“My mum says that when you dream of death it means there’s going to be a birth in the family,” said Georgie, although she was clearly disturbed about her own dream of a gravestone freshly engraved with an illegible name.
I was interpreting dreams on Mix 106.3FM Canberra’s Breakfast Show earlier this week, and Georgie had called to ask about her dream where she walked through a rose archway and stood beside her uncle looking at the gravestone, trying to read the name.
If we’d had time to deeply explore, we would have been able to work out why Georgie’s dreaming mind pictured a rose archway (not another flower, or not merely a stone archway, or a gate), and why she was accompanied by her uncle. We would have been able to explore the other details of her dream, what happened before she walked through the archway, what dramas were involved, and how she was feeling. These things are all important.
You can’t take a dream dictionary approach to understanding dreams because our dream symbols are personal, plucked from our past experiences and blended with our recent experiences to help paint an up-to-the-minute picture of how we see the world.
My approach to training dream analysts is to help them apply what I call the dynamic methods – analysing the flow of the dream, the dramas, the feelings, the patterns and perspectives, and more – before considering symbols. Much of the meaningful insight into a dream, and into the dreamer’s mindset and approach to waking life, is achieved in this way before delving into the symbols. Then, and only then, do we enjoy applying methods to unmask personal symbols and, as one of my recent students put it, ‘nail it’.
Georgie, of course, was concerned that her dream was a premonition, either of death (her uncle, herself) if she took the dream literally, or of a birth in the family if her mum’s cultural understanding, passed through many generations, was correct.
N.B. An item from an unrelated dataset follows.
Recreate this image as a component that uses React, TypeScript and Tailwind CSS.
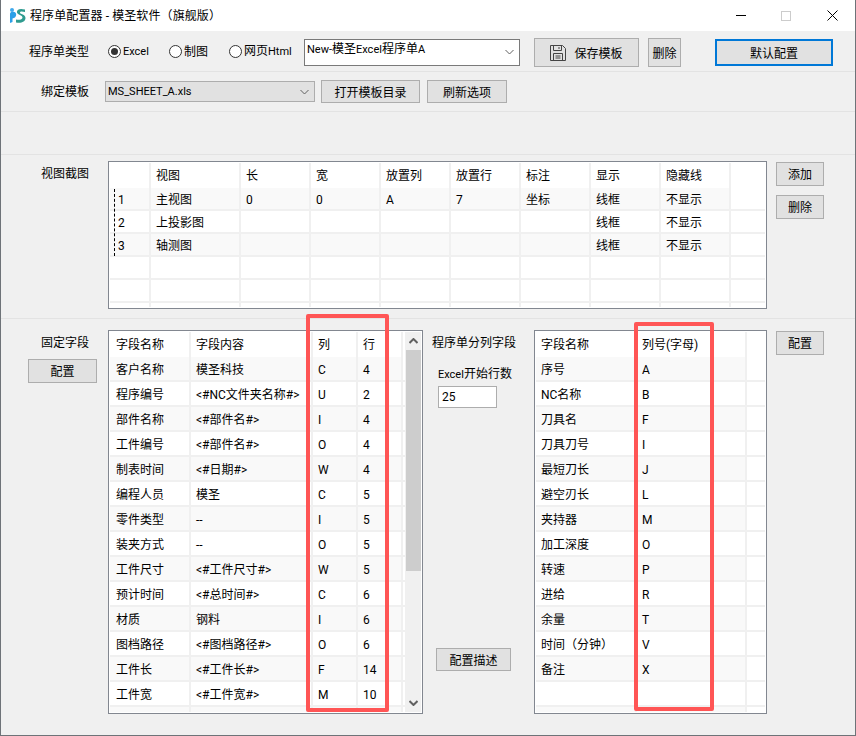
import React from "react";

const font = { fontFamily: 'Roboto, "Noto Sans CJK SC", sans-serif' };

function Btn({ className, children, edge = "border border-[#adadad]" }: { className: string; children: React.ReactNode; edge?: string }) {
  return (
    <div className={"flex items-center justify-center shrink-0 pt-[2px] bg-[#e1e1e1] text-[12px] text-black " + edge + " " + className}>
      {children}
    </div>
  );
}

function Chevron({ className = "", bold = false }: { className?: string; bold?: boolean }) {
  return (
    <svg width="9" height="6" viewBox="0 0 9 6" className={className}>
      <path d="M0.5 1 L4.5 5 L8.5 1" fill="none" stroke="#606060" strokeWidth={bold ? 2 : 1} />
    </svg>
  );
}

function Lat({ children }: { children: React.ReactNode }) {
  return <span className="text-[11px]">{children}</span>;
}

function Radio({ checked, label, width }: { checked?: boolean; label: React.ReactNode; width: string }) {
  return (
    <div className={"flex items-center h-[27px] gap-[2px] shrink-0 " + width}>
      <div className="w-[13px] h-[13px] rounded-full border border-[#333] bg-white flex items-center justify-center shrink-0">
        {checked && <div className="w-[7px] h-[7px] rounded-full bg-[#333]" />}
      </div>
      <span className="text-[12px] text-black whitespace-nowrap">{label}</span>
    </div>
  );
}

const viewRows = [
  ["1", "主视图", "0", "0", "A", "7", "坐标", "线框", "不显示"],
  ["2", "上投影图", "", "", "", "", "", "线框", "不显示"],
  ["3", "轴测图", "", "", "", "", "", "线框", "不显示"],
  ["", "", "", "", "", "", "", "", ""],
  ["", "", "", "", "", "", "", "", ""],
];
const viewHead = ["", "视图", "长", "宽", "放置列", "放置行", "标注", "显示", "隐藏线"];
const viewWidths = ["w-[41px]", "w-[90px]", "w-[70px]", "w-[70px]", "w-[70px]", "w-[70px]", "w-[70px]", "w-[70px]", "w-[70px]"];

const fixedRows = [
  ["客户名称", "模圣科技", "C", "4"],
  ["程序编号", "<#NC文件夹名称#>", "U", "2"],
  ["部件名称", "<#部件名#>", "I", "4"],
  ["工件编号", "<#部件名#>", "O", "4"],
  ["制表时间", "<#日期#>", "W", "4"],
  ["编程人员", "模圣", "C", "5"],
  ["零件类型", "--", "I", "5"],
  ["装夹方式", "--", "O", "5"],
  ["工件尺寸", "<#工件尺寸#>", "W", "5"],
  ["预计时间", "<#总时间#>", "C", "6"],
  ["材质", "钢料", "I", "6"],
  ["图档路径", "<#图档路径#>", "O", "6"],
  ["工件长", "<#工件长#>", "F", "14"],
  ["工件宽", "<#工件宽#>", "M", "10"],
  ["", "", "", ""],
];
const fixedHead = ["字段名称", "字段内容", "列", "行"];
const fixedWidths = ["w-[81px] pl-[6px]", "w-[122px] pl-[5px]", "w-[45px] pl-[5px]", "w-[45px] pl-[5px]"];

const colRows = [
  ["序号", "A"],
  ["NC名称", "B"],
  ["刀具名", "F"],
  ["刀具刀号", "I"],
  ["最短刀长", "J"],
  ["避空刃长", "L"],
  ["夹持器", "M"],
  ["加工深度", "O"],
  ["转速", "P"],
  ["进给", "R"],
  ["余量", "T"],
  ["时间（分钟）", "V"],
  ["备注", "X"],
  ["", ""],
  ["", ""],
];
const colHead = ["字段名称", "列号(字母)"];
const colWidths = ["w-[101px] pl-[5px]", "w-[110px] pl-[5px]"];

function Grid({ head, rows, widths }: { head: string[]; rows: string[][]; widths: string[] }) {
  return (
    <div className="flex-1 min-w-0 h-full overflow-hidden flex flex-col">
      <div className="flex shrink-0 h-[25px]">
        {head.map((h, i) => (
          <div key={i} className={"flex items-center shrink-0 pt-[1px] border-r-2 border-[#f0f0f0] whitespace-nowrap text-[12px] text-black " + widths[i]}>
            {h}
          </div>
        ))}
      </div>
      {rows.map((r, ri) => (
        <div key={ri} className="flex shrink-0 h-[25px] border-b-2 border-[#f0f0f0]">
          <div className={"flex " + (ri % 2 === 0 ? "bg-[#f9f9f9]" : "bg-white")}>
            {r.map((c, i) => (
              <div key={i} className={"flex items-center shrink-0 pt-[2px] border-r-2 border-[#f0f0f0] whitespace-nowrap text-[12px] text-black " + widths[i]}>
                {c}
              </div>
            ))}
          </div>
        </div>
      ))}
    </div>
  );
}

function ViewGrid() {
  return (
    <div className="w-full h-full overflow-hidden flex flex-col relative">
      <div className="flex shrink-0 h-[25px]">
        {viewHead.map((h, i) => (
          <div key={i} className={"flex items-center shrink-0 pl-[5px] border-r-2 border-[#f0f0f0] text-[12px] text-black whitespace-nowrap " + viewWidths[i]}>
            {h}
          </div>
        ))}
      </div>
      {viewRows.map((r, ri) => (
        <div key={ri} className="flex shrink-0 h-[23px] border-b-2 border-[#f0f0f0]">
          <div className={"flex " + (ri % 2 === 0 && ri < 3 ? "bg-[#f9f9f9]" : "bg-white")}>
            {r.map((c, i) => (
              <div key={i} className={"flex items-center shrink-0 pt-[2px] border-r-2 border-[#f0f0f0] text-[12px] text-black whitespace-nowrap " + (i === 0 ? "pl-[8px] " : "pl-[5px] ") + viewWidths[i]}>
                {c}
              </div>
            ))}
          </div>
        </div>
      ))}
      <div className="flex flex-1">
        {viewWidths.map((w, i) => (
          <div key={i} className={"shrink-0 border-r-2 border-[#f0f0f0] " + w} />
        ))}
      </div>
      <div className="absolute left-[4px] top-[26px] h-[67px] border-l border-dashed border-black" />
    </div>
  );
}

export default function App() {
  return (
    <div className="relative w-[856px] h-[736px] overflow-hidden bg-[#f0f0f0] border-x border-b border-[#6e7378]" style={font}>
      {/* title bar */}
      <div className="h-[31px] bg-white flex items-center pl-[8px] pr-[17px]">
        <svg width="17" height="17" viewBox="0 0 17 17" className="shrink-0">
          <circle cx="3" cy="3" r="2" fill="#3fa9ec" />
          <path d="M1 16 V7 C1 5.5 2 5 3 5 C7 4 8.5 8 6 10.5 L3.5 11.5 V15 Z" fill="#2b9fe8" />
          <path d="M16 2.5 C10 1 7.5 3 8 5.5 C8.5 8 13.5 8 13.5 10.5 C13.5 13 9.5 13 7 12.5 V15.5 C12 16.5 16.5 15 16.5 11 C16.5 7 11 7.5 11 5.5 C11 4 14 4.5 16 5 Z" fill="#2f9b8f" />
        </svg>
        <span className="ml-[4px] text-[12px] text-black whitespace-nowrap tracking-[0.1px]">程序单配置器 - 模圣软件（旗舰版）</span>
        <div className="ml-auto flex items-center">
          <div className="w-[10px] h-px bg-black" />
          <div className="ml-[35px] w-[10px] h-[10px] border border-[#cccccc]" />
          <svg width="11" height="11" viewBox="0 0 11 11" className="ml-[36px]">
            <path d="M0.5 0.5 L10.5 10.5 M10.5 0.5 L0.5 10.5" stroke="#000" strokeWidth="1" />
          </svg>
        </div>
      </div>

      {/* row 1 */}
      <div className="h-[41px] flex items-start pt-[7px] border-b border-[#e3e3e3] pl-[28px]">
        <span className="w-[79px] h-[27px] flex items-center shrink-0 text-[12px] text-black">程序单类型</span>
        <Radio checked label={<Lat>Excel</Lat>} width="w-[61px]" />
        <Radio label="制图" width="w-[60px]" />
        <Radio label={<>网页<Lat>Html</Lat></>} width="w-[75px]" />
        <div className="w-[216px] h-[27px] mt-[1px] shrink-0 bg-white border border-[#7a7a7a] flex justify-between pl-[2px] pr-[5px]">
          <span className="text-[12px] leading-[18px] text-black whitespace-nowrap"><Lat>New-</Lat>模圣<Lat>Excel</Lat>程序单<Lat>A</Lat></span>
          <Chevron className="mt-[9px]" />
        </div>
        <Btn className="ml-[14px] w-[105px] h-[29px] gap-[8px]">
          <svg width="16" height="16" viewBox="0 0 16 16" className="-mt-[2px]">
            <path d="M0.5 0.5 H12.5 L15.5 3.5 V15.5 H0.5 Z M3.5 0.5 V5.5 H11.5 V0.5 M9 2 V4 M3.5 15.5 V8.5 H12.5 V15.5 M5.5 11 H10.5 M5.5 13 H10.5" fill="none" stroke="#444" strokeWidth="1" />
          </svg>
          保存模板
        </Btn>
        <Btn className="ml-[9px] w-[33px] h-[29px]">删除</Btn>
        <Btn className="ml-[34px] mt-[1px] w-[118px] h-[27px]" edge="border-[2px] border-[#0078d7]">默认配置</Btn>
      </div>

      {/* row 2 */}
      <div className="h-[40px] flex items-center border-b border-[#e3e3e3] pl-[40px]">
        <span className="w-[64px] shrink-0 text-[12px] text-black">绑定模板</span>
        <div className="w-[210px] h-[21px] shrink-0 bg-[#e1e1e1] border border-[#adadad] flex items-center justify-between pl-[2px] pr-[5px]">
          <span className="text-[11px] pt-[1px] text-black">MS_SHEET_A.xls</span>
          <Chevron />
        </div>
        <Btn className="ml-[6px] w-[99px] h-[23px]">打开模板目录</Btn>
        <Btn className="ml-[7px] w-[80px] h-[23px]">刷新选项</Btn>
      </div>

      {/* empty row */}
      <div className="h-[43px] border-b border-[#e3e3e3]" />

      {/* views */}
      <div className="h-[164px] flex items-start border-b border-[#e3e3e3] pl-[40px] pt-[6px]">
        <span className="w-[67px] mt-[1px] shrink-0 text-[12px] leading-[24px] text-black">视图截图</span>
        <div className="w-[659px] h-[148px] shrink-0 bg-white border border-[#828790] p-px">
          <ViewGrid />
        </div>
        <div className="ml-[9px] flex flex-col gap-[9px] pt-[1px]">
          <Btn className="w-[48px] h-[24px]">添加</Btn>
          <Btn className="w-[48px] h-[24px]">删除</Btn>
        </div>
      </div>

      {/* bottom */}
      <div className="flex items-start pt-[11px] pl-[27px]">
        <div className="w-[80px] shrink-0 flex flex-col items-start">
          <span className="ml-[13px] mt-[1px] text-[12px] leading-[24px] text-black">固定字段</span>
          <Btn className="mt-[4px] w-[69px] h-[24px]">配置</Btn>
        </div>
        <div className="w-[315px] h-[384px] shrink-0 bg-white border border-[#828790] flex p-px">
          <Grid head={fixedHead} rows={fixedRows} widths={fixedWidths} />
          <div className="w-[16px] shrink-0 h-full bg-[#f0f0f0] flex flex-col items-center">
            <div className="h-[18px] flex items-center">
              <Chevron className="rotate-180" bold />
            </div>
            <div className="w-[15px] h-[221px] bg-[#cdcdcd]" />
            <div className="mt-auto h-[18px] flex items-center">
              <Chevron bold />
            </div>
          </div>
        </div>
        <div className="w-[111px] h-[384px] shrink-0 flex flex-col pl-[9px]">
          <span className="mt-[1px] text-[12px] leading-[24px] text-black whitespace-nowrap">程序单分列字段</span>
          <span className="ml-[6px] mt-[9px] text-[12px] leading-[20px] text-black whitespace-nowrap"><Lat>Excel</Lat>开始行数</span>
          <div className="ml-[6px] mt-[1px] w-[59px] h-[22px] bg-white border border-[#adadad] flex items-center pl-[3px] text-[12px] text-black">25</div>
          <Btn className="ml-[4px] mt-[240px] w-[75px] h-[23px]">配置描述</Btn>
        </div>
        <div className="w-[233px] h-[384px] shrink-0 bg-white border border-[#828790] p-px">
          <Grid head={colHead} rows={colRows} widths={colWidths} />
        </div>
        <Btn className="ml-[9px] mt-[1px] w-[48px] h-[24px]">配置</Btn>
      </div>

      {/* red annotations over the UI */}
      <div className="absolute left-[305px] top-[314px] w-[83px] h-[398px] border-[4px] border-[#ff5555] rounded-[2px] pointer-events-none" />
      <div className="absolute left-[633px] top-[322px] w-[80px] h-[389px] border-[4px] border-[#ff5555] rounded-[2px] pointer-events-none" />
    </div>
  );
}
On very rare occasions our dreams may be premonitions, and some people regularly experience dreaming about people they know who have either just died (unbeknown to the dreamer) or are about to die. But these are rare and special cases. Look back over the dreams you remember: you’ve probably had several dreams about death, all of which were symbolic.
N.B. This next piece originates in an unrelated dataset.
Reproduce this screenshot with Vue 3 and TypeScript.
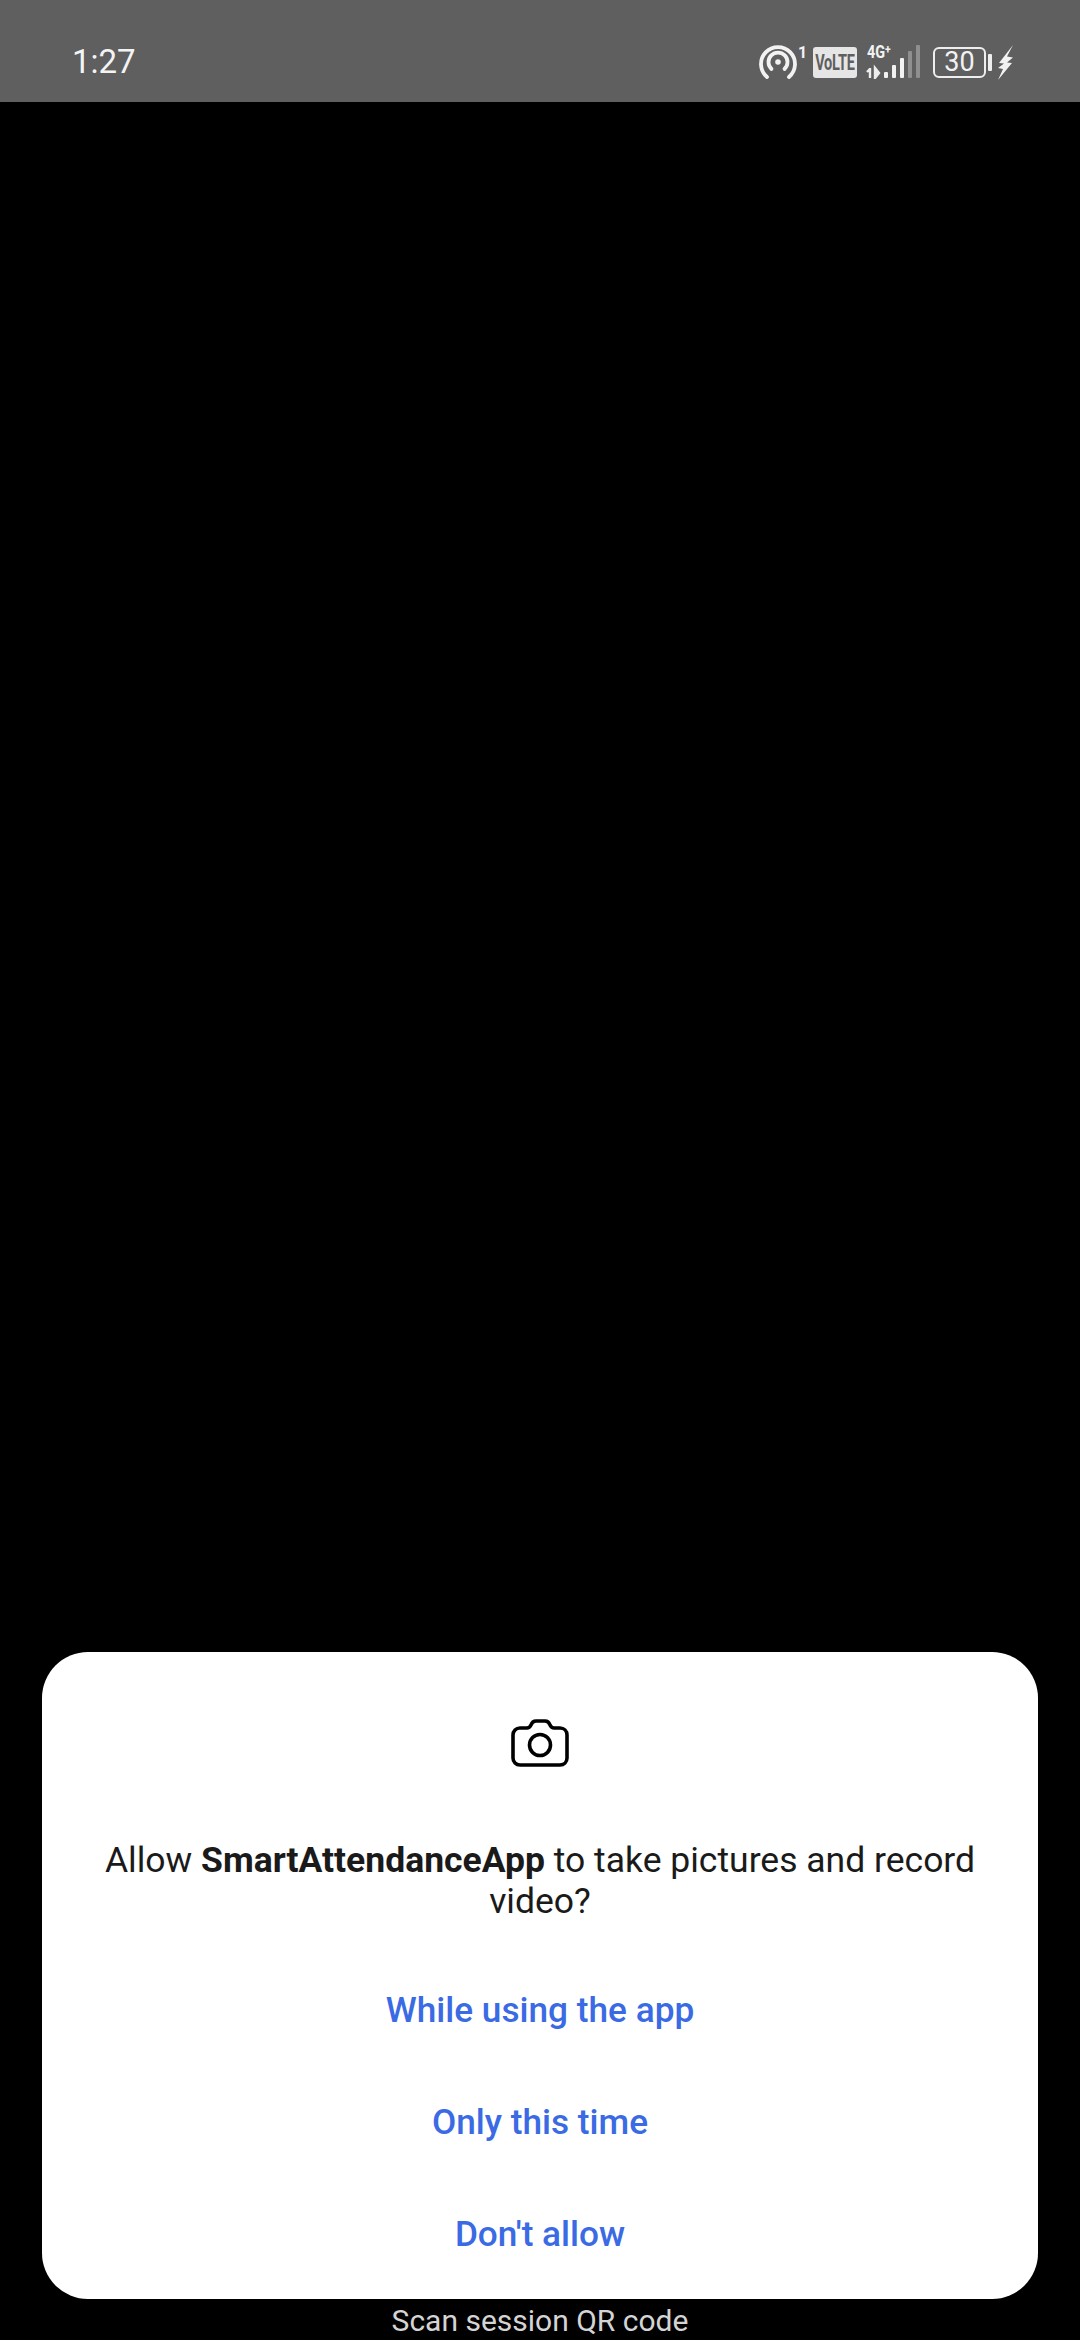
<template>
  <div class="screen">
    <header class="status-bar">
      <span class="clock">1:27</span>
      <div class="status-icons">
        <div class="hotspot">
          <svg width="38" height="34" viewBox="0 0 38 34" fill="none" stroke="#f2f2f2" stroke-width="3.8">
            <path d="M8 32 A17 17 0 1 1 30 32" stroke-linecap="round" />
            <path d="M12.5 24 A9.5 9.5 0 1 1 25.5 24" stroke-linecap="round" />
            <circle cx="19" cy="17" r="2.8" fill="#f2f2f2" stroke="none" />
          </svg>
          <span class="hotspot-sim">1</span>
        </div>
        <div class="volte"><span>VoLTE</span></div>
        <div class="network">
          <span class="network-type">4G<sup>+</sup></span>
          <svg class="signal" width="58" height="34" viewBox="0 0 58 34">
            <path d="M4 24 L1 27 M4 23 V33 M9 23 V33 L13 28 Z" stroke="#eee" stroke-width="2.4" fill="#eee" />
            <rect x="18" y="27" width="4" height="6" rx="1" fill="#f2f2f2" />
            <rect x="26" y="20" width="4" height="13" rx="1" fill="#f2f2f2" />
            <rect x="34" y="13" width="4" height="20" rx="1" fill="#f2f2f2" />
            <rect x="42" y="6" width="4" height="27" rx="1" fill="#8f8f8f" />
            <rect x="50" y="0" width="4" height="33" rx="1" fill="#8f8f8f" />
          </svg>
        </div>
        <div class="battery">
          <span class="battery-body">30</span>
          <span class="battery-cap"></span>
        </div>
        <svg width="15" height="35" viewBox="0 0 15 35" class="bolt">
          <path d="M15 0 L1 18 L6 18.5 L0 23 L5 24 L0 35 L14 18 L9 17.5 L15 12.5 L9 11.5 Z" fill="#f2f2f2" />
        </svg>
      </div>
    </header>

    <main class="viewfinder">
      <section class="dialog">
        <svg class="camera" width="58" height="48" viewBox="0 0 58 48" fill="none" stroke="#000" stroke-width="3.6" stroke-linejoin="round">
          <path d="M9 9 H16 C18 9 19 8 20 6 C21 3 23 2 25 2 H34 C36 2 38 3 39 6 C40 8 41 9 43 9 H49 C53 9 56 12 56 16 V39 C56 43 53 46 49 46 H9 C5 46 2 43 2 39 V16 C2 12 5 9 9 9 Z" />
          <circle cx="29" cy="26" r="10.5" />
        </svg>
        <p class="message">Allow <b>SmartAttendanceApp</b> to take pictures and record video?</p>
        <div class="actions">
          <button v-for="label in actions" :key="label" class="action">{{ label }}</button>
        </div>
      </section>
    </main>

    <footer class="caption">Scan session QR code</footer>
  </div>
</template>

<script setup lang="ts">
const actions: string[] = ["While using the app", "Only this time", "Don't allow"];
</script>

<style scoped>
.screen {
  width: 1080px;
  height: 2340px;
  display: flex;
  flex-direction: column;
  background: #000;
  font-family: Roboto, "Liberation Sans", sans-serif;
  overflow: hidden;
}

.status-bar {
  height: 102px;
  flex: none;
  background: #5f5f5f;
  display: flex;
  align-items: center;
  justify-content: space-between;
  padding: 22px 67px 0 72px;
  box-sizing: border-box;
}

.clock {
  color: #f4f4f4;
  font-size: 33px;
  line-height: 40px;
}

.status-icons {
  display: flex;
  align-items: center;
  height: 36px;
  color: #f2f2f2;
}

.hotspot {
  display: flex;
  align-items: flex-start;
  width: 54px;
}

.hotspot-sim {
  font-size: 16px;
  line-height: 15px;
  font-weight: 700;
  margin-left: 1px;
}

.volte {
  width: 44px;
  height: 31px;
  background: #e6e6e6;
  color: #5f5f5f;
  border-radius: 3px;
  display: flex;
  align-items: center;
  justify-content: center;
  font-size: 22px;
  font-weight: 700;
  line-height: 31px;
}

.volte span {
  transform: scaleX(0.66);
  letter-spacing: -0.4px;
}

.network {
  width: 58px;
  height: 36px;
  position: relative;
  margin-left: 9px;
}

.network-type {
  position: absolute;
  left: 1px;
  top: 0;
  font-size: 18px;
  line-height: 16px;
  font-weight: 700;
  transform: scaleX(0.8);
  transform-origin: left center;
}

.network-type sup {
  font-size: 13px;
  line-height: 0;
  vertical-align: 4px;
}

.signal {
  position: absolute;
  left: 0;
  top: 1px;
}

.battery {
  display: flex;
  align-items: center;
  margin-left: 9px;
}

.battery-body {
  width: 53px;
  height: 31px;
  box-sizing: border-box;
  border: 2.5px solid #eeeeee;
  border-radius: 6px;
  font-size: 27px;
  line-height: 26px;
  text-align: center;
  color: #f2f2f2;
}

.battery-cap {
  width: 4px;
  height: 17px;
  background: #eeeeee;
  border-radius: 1px;
  margin-left: 2px;
}

.bolt {
  margin-left: 6px;
}

.viewfinder {
  flex: 1;
  display: flex;
  flex-direction: column;
  justify-content: flex-end;
  padding: 0 42px;
}

.dialog {
  height: 647px;
  box-sizing: border-box;
  background: #fff;
  border-radius: 46px;
  display: flex;
  flex-direction: column;
  align-items: center;
  padding-top: 67px;
}

.camera {
  flex: none;
}

.message {
  margin: 73px 0 0;
  width: 900px;
  color: #1a1a1a;
  font-size: 35.5px;
  line-height: 41px;
  text-align: center;
}

.message b {
  font-weight: 700;
}

.actions {
  margin-top: 32px;
  width: 100%;
  display: flex;
  flex-direction: column;
}

.action {
  height: 112px;
  border: 0;
  background: none;
  padding: 0;
  color: #3a6ae4;
  font-family: inherit;
  font-size: 35.2px;
  font-weight: 500;
}

.caption {
  height: 41px;
  flex: none;
  color: #d4d4d4;
  font-size: 30px;
  line-height: 43px;
  text-align: center;
}
</style>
Death is a very common dream theme, and often reflects a feeling that something (not someone) is coming to an end, or losing energy and vitality. Change is the nature of life, and to grow and flow often requires us to let go of what no longer serves us. Dreams may picture our struggles with this in themes of holding on, letting go, falling, flying, death, birth, conflict and so on. Think dynamics, rather than symbols.
Many traditional cultures believe that dreams of death predict a birth in the family. Historically, these cultures tended to have big nuclear families, big extended families, and plenty of ‘pretend’ uncles and aunties and cousins from the wider community. With death dreams being common, it’s no surprise that a fair number of death dreams may have coincided with family births – especially if you allow a few months between the dream and the birth announcement.
On the other hand, maybe these cultures understood that dreaming of endings paved the way for new beginnings, but their metaphors got taken literally along the way.
Many traditional cultures believe that dreams of losing teeth predict a death in the family. Dreams of losing teeth, and dreams of death, are two of the most common dream themes worldwide. Sooner or later at least some of those dreams are going to coincide with news of death or birth in the family.
Georgie’s mum has probably frequently mentioned her belief that dreams of death predict a birth in the family, so if Georgie had a bit of an inkling that someone was pregnant or about to give birth, her dreaming mind might bring up the death dream as a personal symbol of her feelings about the impending birth.
I bet you want to know what I said to Georgie on the radio show, don’t you?
I reminded Georgie that our dreams reflect the last 1-2 days, and said that I felt her dream reflected a recent change where she has come through (like walking through the arch) a situation with hope and vitality (like the roses) and is ready to put something from the past to rest (the gravestone).
“How does that sound?’ I asked. Along with the relief, came the confirmation, Georgie’s recognition of how the dream relates to her life.
That’s one of the things I love about doing radio work: the moment people can relate the interpretation to what has been going on during the last couple of days, their fear of a scary dream being literal evaporates and they have something meaningful and helpful to take into their daily life. And the message filters through to the listeners as well. Once we lose the fear of our dreams, and dedicate time to exploring them more deeply, they have so much to teach us about ourselves and the ways in which we walk through this world.